If I say that my teeth are suffering because of stress, will you give me a serious look? Yes, you must. Because I am not joking. Stress indeed takes a toll on our teeth as it does on our body and mind.
One of the basic impacts of stress on teeth is an indirect one. Like for example, when we feel utterly stressed or depressed because of stress, we tend to eat a whole lot of sweets to re-energise our body and mind and that can leave an impact on your teeth in terms of causing cavities if you take less care of your oral hygiene.
But this is not all. Stress also releases high levels of hormones that reduce the production of saliva and also immunity. This, in turn, can lead to high risk of oral infection. Besides, stress can also put the treatment of your gum disease in a jeopardy.
The problem of Bruxism
Bruxism or grinding teeth or clenching jaws is something which can be closely related to stress and anxiety, besides sleep disorders. Nervous tension, frustration and anger can lead to bruxism among people and they would not even know what the precise reason is. Bruxism, if unattended, can see wearing down of your teeth's surface, rubbing off the teeth enamel or bite on the tongue. Bruxism can exert excessive force on tissues that support the teeth causing harm to the supporting bone.

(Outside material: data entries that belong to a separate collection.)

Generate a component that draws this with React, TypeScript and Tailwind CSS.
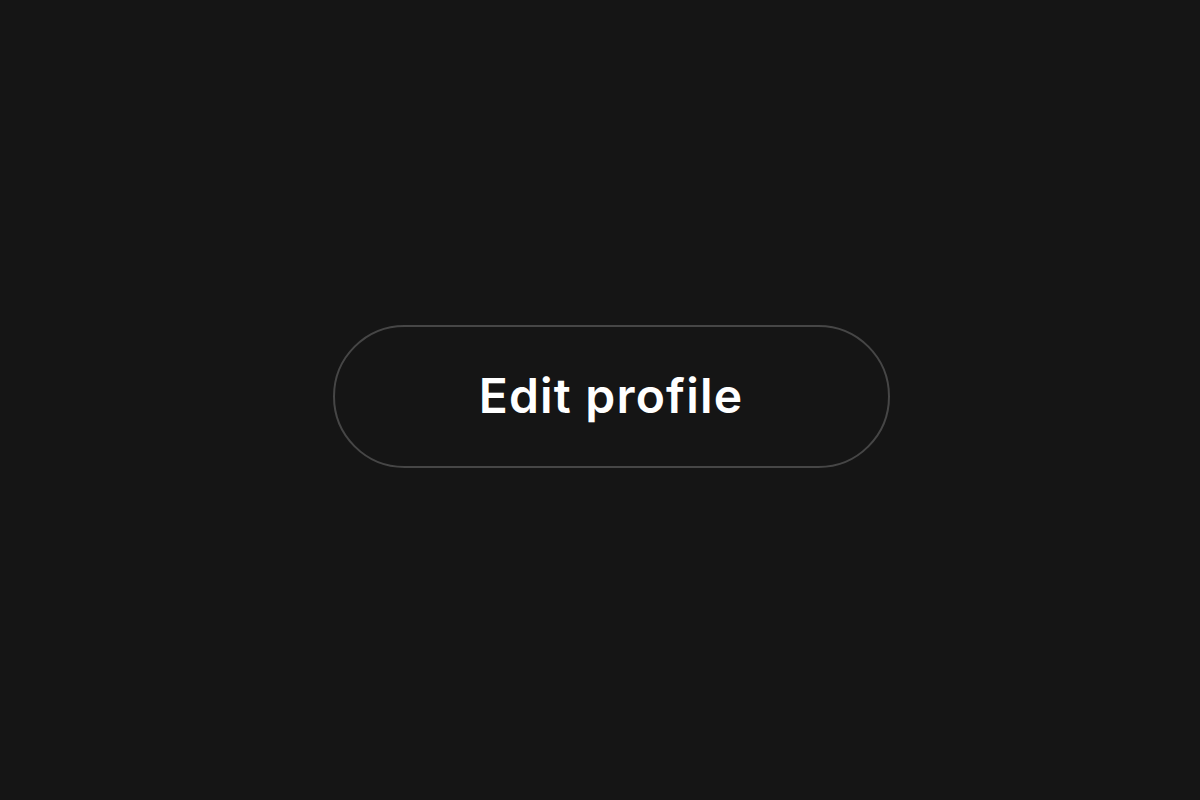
export default function App() {
  return (
    <div className="flex h-screen w-full items-center justify-center bg-[#151515] pl-[22px] pb-[8px]">
      <button
        type="button"
        className="flex h-[143px] w-[557px] items-center justify-center rounded-full border-2 border-[#464646] bg-[#151515] text-[48px] font-semibold tracking-[1.2px] text-white"
        style={{ fontFamily: 'Inter, "Noto Sans", sans-serif' }}
      >
        Edit profile
      </button>
    </div>
  );
}
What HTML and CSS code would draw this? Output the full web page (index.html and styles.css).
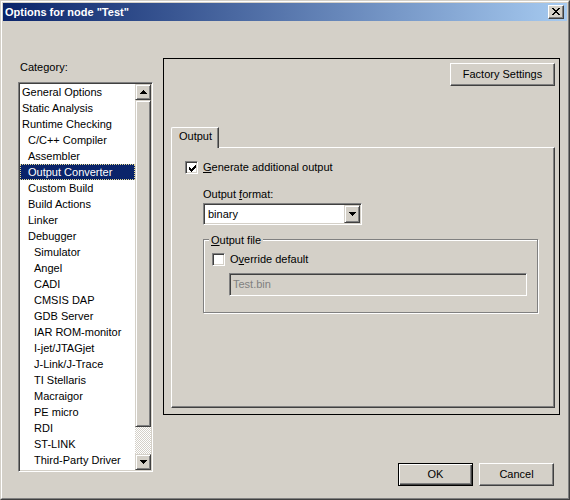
FILE: index.html
```html
<!DOCTYPE html>
<html>
<head>
<meta charset="utf-8">
<title>Options for node "Test"</title>
<link rel="stylesheet" href="styles.css">
</head>
<body>
<div class="window">
  <div class="frame">
    <div class="titlebar">
      <span class="title">Options for node "Test"</span>
      <div class="close">
        <svg width="8" height="7" viewBox="0 0 8 7" shape-rendering="crispEdges"><path fill="#000" d="M0 0h2v1h-2z M6 0h2v1h-2z M1 1h2v1h-2z M5 1h2v1h-2z M2 2h4v1h-4z M3 3h2v1h-2z M2 4h4v1h-4z M1 5h2v1h-2z M5 5h2v1h-2z M0 6h2v1h-2z M6 6h2v1h-2z"/></svg>
      </div>
    </div>
    <div class="client">
      <div class="left">
        <div class="cat-label">Category:</div>
        <div class="listbox">
          <div class="items">
            <div class="item l0">General Options</div>
            <div class="item l0">Static Analysis</div>
            <div class="item l0">Runtime Checking</div>
            <div class="item l1">C/C++ Compiler</div>
            <div class="item l1">Assembler</div>
            <div class="item l1 selected">Output Converter</div>
            <div class="item l1">Custom Build</div>
            <div class="item l1">Build Actions</div>
            <div class="item l1">Linker</div>
            <div class="item l1">Debugger</div>
            <div class="item l2">Simulator</div>
            <div class="item l2">Angel</div>
            <div class="item l2">CADI</div>
            <div class="item l2">CMSIS DAP</div>
            <div class="item l2">GDB Server</div>
            <div class="item l2">IAR ROM-monitor</div>
            <div class="item l2">I-jet/JTAGjet</div>
            <div class="item l2">J-Link/J-Trace</div>
            <div class="item l2">TI Stellaris</div>
            <div class="item l2">Macraigor</div>
            <div class="item l2">PE micro</div>
            <div class="item l2">RDI</div>
            <div class="item l2">ST-LINK</div>
            <div class="item l2">Third-Party Driver</div>
          </div>
          <div class="vscroll">
            <div class="sbtn">
              <svg width="7" height="4" viewBox="0 0 7 4" shape-rendering="crispEdges"><path fill="#000" d="M3 0h1v1h-1z M2 1h3v1h-3z M1 2h5v1h-5z M0 3h7v1h-7z"/></svg>
            </div>
            <div class="thumb"></div>
            <div class="track"></div>
            <div class="sbtn">
              <svg width="7" height="4" viewBox="0 0 7 4" shape-rendering="crispEdges"><path fill="#000" d="M0 0h7v1h-7z M1 1h5v1h-5z M2 2h3v1h-3z M3 3h1v1h-1z"/></svg>
            </div>
          </div>
        </div>
      </div>
      <div class="right">
        <div class="panel">
          <div class="panel-top">
            <div class="btn factory">Factory Settings</div>
          </div>
          <div class="tabs">
            <div class="tabstrip">
              <div class="tab">Output</div>
            </div>
            <div class="tabpage">
              <div class="check-row">
                <div class="checkbox">
                  <svg width="7" height="7" viewBox="0 0 7 7" shape-rendering="crispEdges"><path fill="#000" d="M6 0h1v1h-1z M5 1h2v1h-2z M0 2h1v1h-1z M4 2h3v1h-3z M0 3h2v1h-2z M3 3h3v1h-3z M0 4h5v1h-5z M1 5h3v1h-3z M2 6h1v1h-1z"/></svg>
                </div>
                <span class="lbl"><u>G</u>enerate additional output</span>
              </div>
              <div class="indent">
                <div class="fmt-label">Output <u>f</u>ormat:</div>
                <div class="combo">
                  <span class="combo-text">binary</span>
                  <div class="combo-btn">
                    <svg width="7" height="4" viewBox="0 0 7 4" shape-rendering="crispEdges"><path fill="#000" d="M0 0h7v1h-7z M1 1h5v1h-5z M2 2h3v1h-3z M3 3h1v1h-1z"/></svg>
                  </div>
                </div>
                <div class="group">
                  <div class="group-label"><u>O</u>utput file</div>
                  <div class="check-row override">
                    <div class="checkbox"></div>
                    <span class="lbl">O<u>v</u>erride default</span>
                  </div>
                  <div class="field">Test.bin</div>
                </div>
              </div>
            </div>
          </div>
        </div>
        <div class="footer">
          <div class="btn default">OK</div>
          <div class="btn">Cancel</div>
        </div>
      </div>
    </div>
  </div>
</div>
</body>
</html>
```

FILE: styles.css
```css
* {
  box-sizing: border-box;
}

html, body {
  margin: 0;
  padding: 0;
  background: #d4d0c8;
}

body {
  font-family: "Liberation Sans", Arial, sans-serif;
  font-size: 11px;
  line-height: 13px;
  color: #000;
}

.window {
  width: 570px;
  height: 500px;
  border: 1px solid;
  border-color: #d4d0c8 #404040 #404040 #d4d0c8;
  background: #d4d0c8;
}

.frame {
  height: 100%;
  border: 1px solid;
  border-color: #fff #808080 #808080 #fff;
  padding: 1px;
  display: flex;
  flex-direction: column;
}

.titlebar {
  height: 18px;
  flex: none;
  background: linear-gradient(to right, #0a246a, #a6caf0);
  display: flex;
  align-items: center;
  justify-content: space-between;
  padding: 0 3px 0 2px;
}

.title {
  color: #fff;
  font-weight: bold;
  font-size: 11px;
  line-height: 13px;
}

.close {
  width: 16px;
  height: 14px;
  background: #d4d0c8;
  border: 1px solid;
  border-color: #fff #404040 #404040 #fff;
  box-shadow: inset -1px -1px 0 #808080;
  display: flex;
  align-items: center;
  justify-content: center;
  padding: 0 0 1px 0;
}

.client {
  flex: 1;
  display: flex;
  padding-left: 15px;
}

.left {
  width: 135px;
  padding-top: 40px;
}

.cat-label {
  height: 13px;
  padding-left: 2px;
}

.listbox {
  margin-top: 8px;
  height: 390px;
  display: flex;
  background: #fff;
  border: 1px solid;
  border-color: #808080 #fff #fff #808080;
  box-shadow: inset 1px 1px 0 #404040, inset -1px -1px 0 #d4d0c8;
  padding: 1px;
}

.items {
  flex: 1;
  overflow: hidden;
}

.item {
  height: 16px;
  line-height: 14px;
  border: 1px solid transparent;
  white-space: nowrap;
}

.item.l0 { padding-left: 1px; }
.item.l1 { padding-left: 7px; }
.item.l2 { padding-left: 13px; }

.item.selected {
  background: #0a246a;
  color: #fff;
  border: 1px dotted #e8dc90;
}

.vscroll {
  width: 16px;
  display: flex;
  flex-direction: column;
}

.sbtn {
  height: 16px;
  flex: none;
  background: #d4d0c8;
  border: 1px solid;
  border-color: #d4d0c8 #404040 #404040 #d4d0c8;
  box-shadow: inset 1px 1px 0 #fff, inset -1px -1px 0 #808080;
  display: flex;
  align-items: center;
  justify-content: center;
}

.thumb {
  height: 327px;
  flex: none;
  background: #d4d0c8;
  border: 1px solid;
  border-color: #d4d0c8 #404040 #404040 #d4d0c8;
  box-shadow: inset 1px 1px 0 #fff, inset -1px -1px 0 #808080;
}

.track {
  flex: 1;
  background: repeating-conic-gradient(#fff 0 25%, #d4d0c8 0 50%) 0 0 / 2px 2px;
}

.right {
  margin-left: 10px;
  width: 397px;
  display: flex;
  flex-direction: column;
}

.panel {
  margin-top: 37px;
  height: 357px;
  border: 1px solid #000;
  display: flex;
  flex-direction: column;
}

.panel-top {
  display: flex;
  justify-content: flex-end;
  padding: 4px 4px 0 0;
}

.btn {
  width: 75px;
  height: 23px;
  background: #d4d0c8;
  border: 1px solid;
  border-color: #fff #404040 #404040 #fff;
  box-shadow: inset -1px -1px 0 #808080;
  display: flex;
  align-items: center;
  justify-content: center;
}

.btn.factory {
  width: 105px;
}

.btn.default {
  border: 1px solid #000;
  box-shadow: inset 1px 1px 0 #fff, inset -1px -1px 0 #404040, inset -2px -2px 0 #808080;
}

.tabs {
  margin: 41px 4px 0 7px;
}

.tabstrip {
  display: flex;
  height: 20px;
}

.tab {
  position: relative;
  z-index: 1;
  width: 48px;
  height: 21px;
  background: #d4d0c8;
  border-left: 1px solid #fff;
  border-top: 1px solid #fff;
  border-right: 1px solid #404040;
  border-top-left-radius: 2px;
  box-shadow: inset -1px 0 0 #808080;
  padding: 2px 0 0 7px;
}

.tabpage {
  height: 261px;
  border: 1px solid;
  border-color: #fff #404040 #404040 #fff;
  box-shadow: inset -1px -1px 0 #808080;
  padding: 13px 0 0 13px;
}

.check-row {
  display: flex;
  align-items: center;
  gap: 5px;
  height: 13px;
}

.checkbox {
  width: 13px;
  height: 13px;
  flex: none;
  background: #fff;
  border: 1px solid;
  border-color: #808080 #fff #fff #808080;
  box-shadow: inset 1px 1px 0 #404040, inset -1px -1px 0 #d4d0c8;
  padding: 2px 0 0 2px;
  display: flex;
}

.checkbox svg {
  display: block;
  margin: 1px 0 0 1px;
}

.lbl {
  white-space: nowrap;
}

.indent {
  margin-left: 18px;
}

.fmt-label {
  margin-top: 14px;
  height: 13px;
}

.combo {
  margin-top: 2px;
  width: 159px;
  height: 22px;
  background: #fff;
  border: 1px solid;
  border-color: #808080 #fff #fff #808080;
  box-shadow: inset 1px 1px 0 #404040, inset -1px -1px 0 #d4d0c8;
  padding: 1px;
  display: flex;
  align-items: stretch;
}

.combo-text {
  flex: 1;
  padding: 3px 0 0 3px;
}

.combo-btn {
  width: 16px;
  background: #d4d0c8;
  border: 1px solid;
  border-color: #d4d0c8 #404040 #404040 #d4d0c8;
  box-shadow: inset 1px 1px 0 #fff, inset -1px -1px 0 #808080;
  display: flex;
  align-items: center;
  justify-content: center;
}

.group {
  margin-top: 14px;
  width: 335px;
  height: 74px;
  border: 1px solid #808080;
  box-shadow: inset 1px 1px 0 #fff, 1px 1px 0 #fff;
}

.group-label {
  display: table;
  margin: -6px 0 0 5px;
  padding: 0 2px;
  background: #d4d0c8;
  height: 13px;
}

.override {
  margin: 6px 0 0 8px;
}

.field {
  margin: 7px 0 0 25px;
  width: 298px;
  height: 23px;
  background: #d4d0c8;
  color: #808080;
  border: 1px solid;
  border-color: #808080 #fff #fff #808080;
  box-shadow: inset 1px 1px 0 #404040, inset -1px -1px 0 #d4d0c8;
  padding: 4px 0 0 3px;
}

.footer {
  margin-top: 48px;
  display: flex;
  justify-content: flex-end;
  gap: 6px;
  padding-right: 6px;
}
```
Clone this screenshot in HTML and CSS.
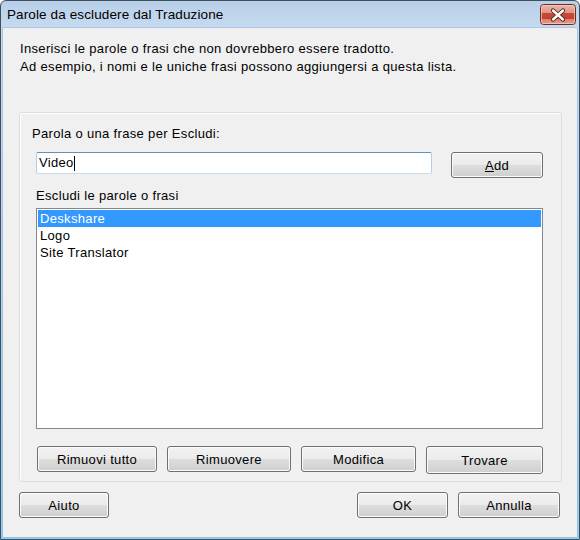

Stress can cause canker sores
Canker sores are something very painful that make activities like eating and talking quite uncomfortable. The causes for these canker sores or ulcers are not known but stress could be one factor.
Pain in the jaws:
Stress can also make your jaw muscles pain and Bruxism also plays a role in this. A prolonged effect in the jaws can eventually lead to disorder in the jaw joints and it can cause difficulty in biting, chewing and even opening and closing the mouth.
How to reverse the situation?
So, how would you ensure that your oral health doesn't suffer too much because of stress? Here are some tips that can help you deal with it:
1. Learning to de-stress: Exercising, listening to music, swimming, harnessing social skills, etc. can help you relax yourself. If your body and mind are in a good condition, your oral health also becomes naturally sound.
2. Resting it properly: Once you have come to learn about Bruxism, you will be aware about placing the tongue, teeth and lips in a proper position so that they don't clash with each other while you are asleep.
3. Using oral night guard: By night guard, we mean a plastic mouth appliance which is put on the teeth arches to prevent the effect of Bruxism and protect the teeth and other oral parts during sleep.
4. Gradually retire into bed: Relax before going to sleep. Read a book or listen to soothing music before going to sleep. Don't eat anything before sleeping. This way, you can avoid problems like Bruxism and overall effect of stress on your oral health.
5. Visit dentists regularly: Pay regular visit to the dentist to ensure whether your oral health is showing stress-related symptoms. Six-monthly check-ups will help diagnose stress-related oral disorders.